There were very hard moments on the Meseta too, for me some of the hardest of the trip. Long stretches of nothing but dust, featureless landscape and heat. No shade. No water. Tired faces and aching feet. Literally fleeing the sun as the day goes on. Getting lost and subsequently attacked by Mosquitos the size of quarters (I'm serious!!!) leading to a 30 km day.

 Yesterday, after 17 km of emptiness, frustration and even despair, I burst into tears at our albergue. What was the point of this? Why were we there? Where was God in the awful, desert setting we'd been trudging through for hours, getting no where and feeling nothing but heat and discouragement?

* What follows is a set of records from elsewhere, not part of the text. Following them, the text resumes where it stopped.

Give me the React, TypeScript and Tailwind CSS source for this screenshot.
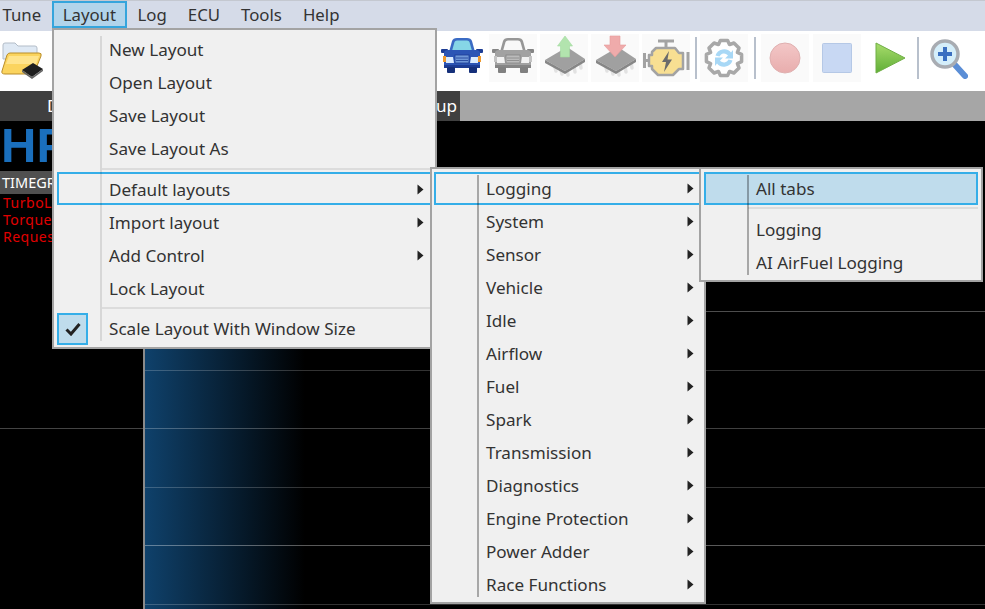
import React from 'react';

const FONT = "font-['Noto_Sans','Open_Sans',sans-serif]";

// 8 tooth gear outline for the sync icon
function gearPath(cx: number, cy: number, outer: number, inner: number) {
  const pts: string[] = [];
  for (let i = 0; i < 8; i++) {
    const a = (i * Math.PI) / 4;
    const t = [
      [-0.39, inner],
      [-0.2, outer],
      [0.2, outer],
      [0.39, inner],
    ];
    t.forEach(([d, r]) => {
      pts.push(`${(cx + r * Math.sin(a + d)).toFixed(1)} ${(cy - r * Math.cos(a + d)).toFixed(1)}`);
    });
  }
  return 'M' + pts.join('L') + 'Z';
}

function Tile({ children, dim = false }: { children: React.ReactNode; dim?: boolean }) {
  return (
    <div className={`w-[48px] h-[48px] shrink-0 blur-[0.5px] ${dim ? 'bg-[#fafafa]' : ''}`}>
      <svg viewBox="0 0 48 48" width="48" height="48">
        {children}
      </svg>
    </div>
  );
}

function ToolSep() {
  return <div className="w-[2px] h-[42px] shrink-0 bg-[#b8c0cc]" />;
}

function FolderIcon() {
  return (
    <svg viewBox="0 0 44 48" width="44" height="48" className="shrink-0 blur-[0.5px] translate-y-[1px]">
      <path d="M3 10 Q3 8 5 8 H15 L18 11 H35 Q37 11 37 13 V24 H3 Z" fill="#dfe9f4" stroke="#b3bdc8" />
      <path d="M10 18 H39 Q42 18 41 21 L35 36 Q34 39 31 39 H5 Q1 39 2 36 L7 20 Q8 18 10 18 Z" fill="#fbd45e" stroke="#b98d2a" />
      <path d="M9 21 H39 L36 29 H6 Z" fill="#ffe48c" />
      <path d="M22 35 L33 28 L43 34 L32 42 Z" fill="#1f1f1f" />
      <path d="M22 35 L32 42 L43 34 V36 L32 44 L22 37 Z" fill="#666" />
    </svg>
  );
}

function CarIcon({ gray = false }: { gray?: boolean }) {
  const body = gray ? '#a2a2a2' : '#2c55b5';
  const dark = gray ? '#858585' : '#1c3c94';
  const glass = gray ? '#f8f8f8' : '#86d6e6';
  const lamp = gray ? '#f2f2f2' : '#dcecff';
  const side = gray ? '#c4c4c4' : '#ef9a2e';
  return (
    <Tile dim={gray}>
      <g transform="translate(0 -2)">
        <path d="M11 20 L14 9 Q15 6 19 6 H29 Q33 6 34 9 L37 20 Z" fill={gray ? '#969696' : '#3a6bc4'} />
        <path d="M14 19 L16.500 10 Q17 8.500 19 8.500 H29 Q31 8.500 31.500 10 L34 19 Z" fill={glass} />
        <rect x="3" y="17" width="7" height="4" rx="1" fill={dark} />
        <rect x="38" y="17" width="7" height="4" rx="1" fill={dark} />
        <path d="M6 21 Q6 18 10 18 H38 Q42 18 42 21 V34 H6 Z" fill={body} />
        <rect x="5" y="24" width="3" height="6" fill={side} />
        <rect x="40" y="24" width="3" height="6" fill={side} />
        <path d="M8 25 H15 L16 31 H8 Z" fill={lamp} />
        <path d="M40 25 H33 L32 31 H40 Z" fill={lamp} />
        <rect x="17" y="23" width="14" height="8" fill={gray ? '#bbbbbb' : '#6f97d8'} stroke={dark} strokeWidth="0.800" />
        <path d="M18 26 H30 M18 28.500 H30" stroke={dark} strokeWidth="0.800" />
        <rect x="6" y="33" width="36" height="3" fill={dark} />
        <rect x="9" y="35" width="8" height="6" rx="1" fill={gray ? '#808080' : '#16307a'} />
        <rect x="31" y="35" width="8" height="6" rx="1" fill={gray ? '#808080' : '#16307a'} />
      </g>
    </Tile>
  );
}

function ChipIcon({ down = false }: { down?: boolean }) {
  return (
    <Tile dim>
      <path d="M14 30 L16 37 M20 33 L22 40 M27 35 L28 41 M34 32 L35 38 M40 28 L41 34" stroke="#e2e2e2" strokeWidth="3.500" strokeLinecap="round" />
      <path d="M5 26 L27 13 L45 25 L25 37 Z" fill="#a0a0a0" />
      <path d="M5 26 L25 37 L45 25 V28 L25 40 L5 29 Z" fill="#878787" />
      {down ? (
        <path d="M19 2 H29 V11 H35 L24 23 L13 11 H19 Z" fill="#efabab" stroke="#e59a9a" strokeWidth="0.600" />
      ) : (
        <path d="M25 2 L32.500 12 H29.500 V23 H20.500 V12 H17.500 Z" fill="#b2e4ae" stroke="#a3dc9f" strokeWidth="0.600" />
      )}
    </Tile>
  );
}

function EngineIcon() {
  return (
    <Tile dim>
      <path d="M16 7 H32 M24 7 V14" stroke="#a3a3a3" strokeWidth="3" />
      <path d="M14 14 H33 L37 19 H41 V35 H37 L31 41 H16 L10 35 V32 H7 V21 H10 V18 Z" fill="#f8df92" stroke="#a3a3a3" strokeWidth="2.500" strokeLinejoin="round" />
      <path d="M2.500 19 V34 M46 18 V36" stroke="#a3a3a3" strokeWidth="3" />
      <path d="M2.500 26.500 H8" stroke="#a3a3a3" strokeWidth="3" />
      <path d="M27 17 L20 28 H24 L22 38 L30 25.500 H25.500 Z" fill="#6b6b6b" />
    </Tile>
  );
}

function GearIcon() {
  return (
    <Tile dim>
      <path d={gearPath(24, 24, 18, 14.500)} fill="#fff" stroke="#a8a8a8" strokeWidth="3.500" strokeLinejoin="round" />
      <path d="M15.500 21.500 A9 9 0 0 1 31 18.500 L33 16 V24.500 H25 L28 21.500 A5 5 0 0 0 19.500 22.500 Z" fill="#a8d8f6" />
      <path d="M32.500 26.500 A9 9 0 0 1 17 29.500 L15 32 V23.500 H23 L20 26.500 A5 5 0 0 0 28.500 25.500 Z" fill="#a8d8f6" />
    </Tile>
  );
}

function RecordIcon() {
  return (
    <Tile dim>
      <defs>
        <linearGradient id="rec" x1="0" y1="0" x2="0" y2="1">
          <stop offset="0" stopColor="#f3c7c7" />
          <stop offset="1" stopColor="#e8adad" />
        </linearGradient>
      </defs>
      <circle cx="24" cy="24" r="15" fill="url(#rec)" stroke="#dfb0b0" />
    </Tile>
  );
}

function StopIcon() {
  return (
    <Tile dim>
      <rect x="9.500" y="9.500" width="29" height="29" rx="1" fill="#c8d8f3" stroke="#b5c8e6" />
    </Tile>
  );
}

function PlayIcon() {
  return (
    <Tile>
      <defs>
        <linearGradient id="play" x1="0" y1="0" x2="0" y2="1">
          <stop offset="0" stopColor="#a8dc6c" />
          <stop offset="1" stopColor="#5fae36" />
        </linearGradient>
      </defs>
      <path d="M10 9 L39 24 L10 39 Z" fill="url(#play)" stroke="#6fae45" strokeLinejoin="round" />
    </Tile>
  );
}

function ZoomIcon({ minus = false }: { minus?: boolean }) {
  return (
    <Tile>
      <path d="M30 31 L40 42" stroke="#5b8ed6" strokeWidth="6" strokeLinecap="round" />
      <circle cx="20" cy="20" r="13" fill="#d4eefa" stroke="#a8acb2" strokeWidth="3.500" />
      <path d="M13 20 H27" stroke="#3a6fc0" strokeWidth="4" />
      {!minus && <path d="M20 13 V27" stroke="#3a6fc0" strokeWidth="4" />}
    </Tile>
  );
}

function Arrow() {
  return (
    <svg width="7" height="11" viewBox="0 0 7 11" className="shrink-0 -mt-[1px]">
      <path d="M0.500 0.500 L6.500 5.500 L0.500 10.500 Z" fill="#222" />
    </svg>
  );
}

interface RowProps {
  label: string;
  arrow?: boolean;
  low?: boolean;
  state?: 'open' | 'active';
}

function MenuRow({ label, arrow = false, low = false, state }: RowProps) {
  const look =
    state === 'active'
      ? 'border-[#35aee8] bg-[#bfdcec]'
      : state === 'open'
        ? 'border-[#35aee8]'
        : 'border-transparent';
  return (
    <div className={`flex items-center justify-between h-[33px] border-2 pl-[50px] pr-[6px] ${low ? 'pt-[3px]' : 'pt-[1px]'} ${look}`}>
      <span>{label}</span>
      {arrow && <Arrow />}
    </div>
  );
}

function Gutter({ className }: { className: string }) {
  return <div className={`absolute w-[2px] z-10 ${className}`} />;
}

const menuBar = ['Tune', 'Layout', 'Log', 'ECU', 'Tools', 'Help'];

const layoutTop = ['New Layout', 'Open Layout', 'Save Layout', 'Save Layout As'];

const presets = [
  'System',
  'Sensor',
  'Vehicle',
  'Idle',
  'Airflow',
  'Fuel',
  'Spark',
  'Transmission',
  'Diagnostics',
  'Engine Protection',
  'Power Adder',
  'Race Functions',
];

const gridLines = [
  'h-[59px] border-white/30',
  'h-[59px] border-white/20',
  'h-[58px] border-white/25',
  'h-[59px] border-white/20',
  'h-[58px] border-white/35',
  'h-[59px] border-white/20',
];

export default function App() {
  return (
    <div className={`relative w-[985px] h-[609px] overflow-hidden bg-black flex flex-col text-[17.1px] leading-none text-[#333] ${FONT}`}>
      {/* menu bar */}
      <div className="flex h-[31px] shrink-0 border-t border-[#c4c8d0] bg-[#d5dbe8] -ml-[8px] text-[16.8px]">
        {menuBar.map((m) =>
          m === 'Layout' ? (
            <div key={m} className="flex items-center h-[27px] pl-[9px] pr-[9px] pt-[2px] border-2 border-[#35a5dc] bg-[#b2d4ea]">
              {m}
            </div>
          ) : (
            <div key={m} className="flex items-center h-[27px] px-[10.5px] pt-[2px]">
              {m}
            </div>
          )
        )}
      </div>

      {/* toolbar, the middle part sits under the open menu */}
      <div className="flex items-center h-[60px] shrink-0 bg-white pb-[6px]">
        <FolderIcon />
        <div className="w-[394px] shrink-0" />
        <CarIcon />
        <div className="w-[3px] shrink-0" />
        <CarIcon gray />
        <div className="w-[3px] shrink-0" />
        <ChipIcon />
        <div className="w-[3px] shrink-0" />
        <ChipIcon down />
        <div className="w-[3px] shrink-0" />
        <EngineIcon />
        <div className="w-[5px] shrink-0" />
        <ToolSep />
        <div className="w-[3px] shrink-0" />
        <GearIcon />
        <div className="w-[6px] shrink-0" />
        <ToolSep />
        <div className="w-[5px] shrink-0" />
        <RecordIcon />
        <div className="w-[4px] shrink-0" />
        <StopIcon />
        <div className="w-[5px] shrink-0" />
        <PlayIcon />
        <div className="w-[3px] shrink-0" />
        <ToolSep />
        <div className="w-[6px] shrink-0" />
        <ZoomIcon />
        <div className="w-[7px] shrink-0" />
        <ZoomIcon minus />
      </div>

      {/* tab strip */}
      <div className="flex h-[30px] shrink-0 bg-[#a6a6a6]">
        <div className="flex items-center justify-between w-[460px] bg-[#404040] pl-[47px] pr-[3px] text-white">
          <span>Dashboard</span>
          <span>Setup</span>
        </div>
      </div>

      {/* body */}
      <div className="flex flex-1 min-h-0">
        <div className="w-[145px] shrink-0 border-r-2 border-[#8a8a8a]">
          <div className="h-[50px] pl-[1px] pt-[2px] overflow-hidden font-['Liberation_Sans',sans-serif] font-bold text-[49px] leading-[44px] text-[#1a6fbd]">
            HP
          </div>
          <div className="flex items-center h-[23px] pl-[2px] bg-[#505050] text-white text-[14.5px]">TIMEGR</div>
          <div className="pl-[3px] text-[14px] leading-[17px] tracking-[0.5px] text-[#e00000]">
            <div>TurboL</div>
            <div>Torque</div>
            <div>Reques</div>
          </div>
          <div className="mt-[183px] border-b border-[#444]" />
        </div>
        <div className="flex-1 pt-[132px] bg-[linear-gradient(to_right,#0f416b,#000_160px)]">
          {gridLines.map((c) => (
            <div key={c} className={`border-b ${c}`} />
          ))}
        </div>
      </div>

      {/* Layout menu */}
      <div className="absolute left-[52px] top-[28px] w-[385px] h-[321px] border-2 border-[#a3a3a3] bg-[#f0f0f0] px-[3px] pt-[3px] z-20">
        <Gutter className="left-[46px] top-[6px] h-[305px] bg-black/10" />
        {layoutTop.map((l) => (
          <MenuRow key={l} label={l} />
        ))}
        <div className="ml-[45px] mt-[3px] mb-[2px] h-[2px] bg-[#dcdcdc]" />
        <MenuRow label="Default layouts" arrow low state="open" />
        <MenuRow label="Import layout" arrow low />
        <MenuRow label="Add Control" arrow low />
        <MenuRow label="Lock Layout" low />
        <div className="ml-[45px] mt-[3px] mb-[3px] h-[2px] bg-[#dcdcdc]" />
        <div className="flex items-center h-[33px]">
          <span className="flex items-center justify-center w-[31px] h-[32px] border-2 border-[#35aee8] bg-[#bfdcec]">
            <svg width="16" height="14" viewBox="0 0 16 14">
              <path d="M1.500 7.500 L6 12 L14.500 2" fill="none" stroke="#222" strokeWidth="3" />
            </svg>
          </span>
          <span className="ml-[21px] pt-[1px]">Scale Layout With Window Size</span>
        </div>
      </div>

      {/* Default layouts submenu */}
      <div className="absolute left-[430px] top-[167px] w-[276px] h-[437px] border-2 border-[#a3a3a3] bg-[#f0f0f0] px-[2px] pt-[3px] z-30">
        <Gutter className="left-[45px] top-[6px] h-[422px] bg-black/30" />
        <MenuRow label="Logging" arrow state="open" />
        {presets.map((p) => (
          <MenuRow key={p} label={p} arrow />
        ))}
      </div>

      {/* Logging submenu */}
      <div className="absolute left-[699px] top-[167px] w-[284px] h-[115px] border-2 border-[#a3a3a3] bg-[#f0f0f0] px-[3px] pt-[3px] z-40">
        <Gutter className="left-[46px] top-[6px] h-[100px] bg-black/30" />
        <MenuRow label="All tabs" state="active" />
        <div className="ml-[44px] mt-[2px] mb-[4px] h-[2px] bg-[#dcdcdc]" />
        <MenuRow label="Logging" />
        <MenuRow label="AI AirFuel Logging" />
      </div>
    </div>
  );
}
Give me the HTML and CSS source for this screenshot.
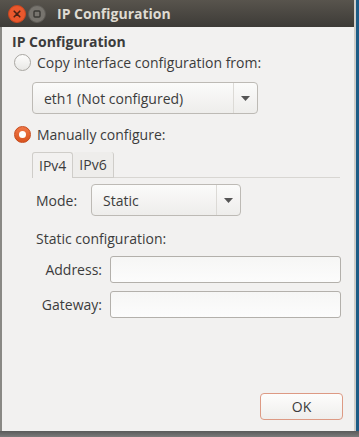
FILE: index.html
```html
<!DOCTYPE html>
<html>
<head>
<meta charset="utf-8">
<link rel="stylesheet" href="styles.css">
</head>
<body>
<div class="screen">
  <div class="window">
    <div class="titlebar">
      <div class="wbtn close">
        <svg width="18" height="18" viewBox="0 0 18 18"><circle cx="9" cy="9" r="8.5" fill="#e9582d" stroke="#c9461f" stroke-width="1"/><path d="M6.2 6.2 L11.8 11.8 M11.8 6.2 L6.2 11.8" stroke="#4a2214" stroke-width="1.6" stroke-linecap="round"/></svg>
      </div>
      <div class="wbtn min">
        <svg width="18" height="18" viewBox="0 0 18 18"><circle cx="9" cy="9" r="8.5" fill="#77746e" stroke="#5d5a55" stroke-width="1"/><rect x="6" y="6" width="6" height="6" rx="1" fill="none" stroke="#3a3834" stroke-width="1.4"/></svg>
      </div>
      <div class="title">IP Configuration</div>
    </div>
    <div class="content">
      <div class="heading">IP Configuration</div>
      <label class="radio-row">
        <span class="radio"></span>
        <span>Copy interface configuration from:</span>
      </label>
      <div class="combo wide">
        <span class="combo-text">eth1 (Not configured)</span>
        <span class="combo-arrow"><svg width="9" height="5" viewBox="0 0 9 5"><path d="M0 0 H9 L4.5 5 Z" fill="#555"/></svg></span>
      </div>
      <label class="radio-row manual">
        <span class="radio on"></span>
        <span>Manually configure:</span>
      </label>
      <div class="tabs">
        <div class="tab active">IPv4</div>
        <div class="tab">IPv6</div>
        <div class="tab-rest"></div>
      </div>
      <div class="tabpage">
        <div class="mode-row">
          <span class="mode-label">Mode:</span>
          <div class="combo mode">
            <span class="combo-text">Static</span>
            <span class="combo-arrow"><svg width="9" height="5" viewBox="0 0 9 5"><path d="M0 0 H9 L4.5 5 Z" fill="#555"/></svg></span>
          </div>
        </div>
        <div class="static-label">Static configuration:</div>
        <div class="form">
          <span class="flabel">Address:</span>
          <div class="entry"></div>
          <span class="flabel">Gateway:</span>
          <div class="entry"></div>
        </div>
      </div>
      <div class="spacer"></div>
      <div class="actions">
        <button class="ok">OK</button>
      </div>
    </div>
  </div>
  <div class="edge"></div>
</div>
<div class="bottom"></div>
</body>
</html>
```
FILE: styles.css
```css
* { box-sizing: border-box; }
html, body { margin: 0; padding: 0; }
body {
  width: 359px;
  height: 437px;
  overflow: hidden;
  background: #6a6a6a;
  font-family: "Open Sans", "Noto Sans", sans-serif;
  font-size: 14px;
  color: #3c3c3c;
}
.screen {
  display: flex;
  height: 431px;
}
.window {
  width: 354px;
  display: flex;
  flex-direction: column;
  background: #f2f1f0;
  border-left: 2px solid #8a8985;
}
.edge {
  flex: 1;
  background: linear-gradient(to right, #cfcdc9 0, #cfcdc9 2px, #1d5b85 2px);
}
.titlebar {
  height: 27px;
  flex: none;
  display: flex;
  align-items: center;
  background: linear-gradient(#58544d, #3d3b37);
  margin-left: -2px;
  padding-left: 8px;
}
.wbtn { width: 18px; height: 18px; margin-right: 2px; display: flex; }
.title {
  margin-left: 9px;
  color: #dfdbd2;
  font-weight: bold;
  font-size: 14px;
}
.content {
  flex: 1;
  display: flex;
  flex-direction: column;
  padding: 6px 10px 11px 10px;
}
.heading {
  font-weight: bold;
  font-size: 14px;
  line-height: 18px;
  color: #3c3c3c;
}
.radio-row {
  display: flex;
  align-items: center;
  gap: 6px;
  height: 22px;
  margin-left: 2px;
}
.radio {
  width: 17px;
  height: 17px;
  border-radius: 50%;
  border: 1px solid #a9a7a2;
  background: linear-gradient(#fdfdfc, #e8e7e5);
  display: flex;
  align-items: center;
  justify-content: center;
}
.radio.on {
  border-color: #c64a1c;
  background: linear-gradient(#f07848, #d9541f);
}
.radio.on::after {
  content: "";
  width: 7px;
  height: 7px;
  border-radius: 50%;
  background: #fff;
}
.combo {
  display: flex;
  align-items: center;
  border: 1px solid #bdbab5;
  border-radius: 4px;
  background: linear-gradient(#fbfbfa, #eeedeb);
  height: 32px;
}
.combo.wide {
  margin: 9px 0 0 20px;
  width: 226px;
}
.combo-text { flex: 1; padding-left: 11px; }
.combo-arrow {
  width: 24px;
  height: 100%;
  border-left: 1px solid #dcdad6;
  display: flex;
  align-items: center;
  justify-content: center;
}
.radio-row.manual { margin-top: 9px; }
.tabs {
  display: flex;
  margin: 7px 0 0 20px;
  height: 26px;
}
.tab {
  padding: 0 6px;
  line-height: 25px;
  border: 1px solid #cfcdc9;
  border-bottom: none;
  border-radius: 3px 3px 0 0;
  background: #ebeae8;
  border-left: none;
}
.tab.active {
  background: #f2f1f0;
  border-left: 1px solid #cfcdc9;
  height: 26px;
}
.tab:not(.active) { border-bottom: 1px solid #cfcdc9; height: 26px; border-top: none; background: #eeedeb; }
.tab-rest { flex: 1; border-bottom: 1px solid #d8d6d2; margin-right: 4px; }
.tabpage {
  padding: 6px 0 0 24px;
}
.mode-row {
  display: flex;
  align-items: center;
}
.mode-label { width: 55px; }
.combo.mode { width: 150px; }
.static-label { margin-top: 13px; line-height: 20px; }
.form {
  display: grid;
  grid-template-columns: 74px 231px;
  row-gap: 8px;
  margin-top: 7px;
  align-items: center;
}
.flabel { text-align: right; padding-right: 8px; }
.entry {
  height: 27px;
  border: 1px solid #b3b0ab;
  border-radius: 3px;
  background: linear-gradient(#f6f6f5, #fcfcfc);
}
.spacer { flex: 1; }
.actions { display: flex; justify-content: flex-end; padding-right: 1px; }
.ok {
  width: 83px;
  height: 27px;
  border: 1px solid #dd9a84;
  border-radius: 4px;
  background: linear-gradient(#fdfdfc, #efeeec);
  font-family: inherit;
  font-size: 14px;
  color: #3c3c3c;
}
.bottom {
  height: 6px;
  background: linear-gradient(#5a5a5a, #7a7a7a);
}
```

Lauren was such a great friend. I'm so lucky to have the walking companion I do. 
     But even in the midst of that, by God (but really though) we got up and walked a 25 km day today, and it was absolutely radiant. We walked through fields and fields of flowers and laughed and talked and felt great, passed through towns and the kilometers flew by us. We even had lunch with Danny! 
      And then we bussed to Leon from Sahagun, said goodbye to the Meseta and hello to another Spanish city, bustling and brilliant and alive. Everyday on Camino is different. You have to keep going. The bad days pass, the good days pass, and we try to walk (and yes, for the sake of well being, sometimes bus) them as best we can. God is in the dusty, no shade, no hope days and He is in the sunflower days and sometimes you just have to keep walking. Don't give up! Ultreia!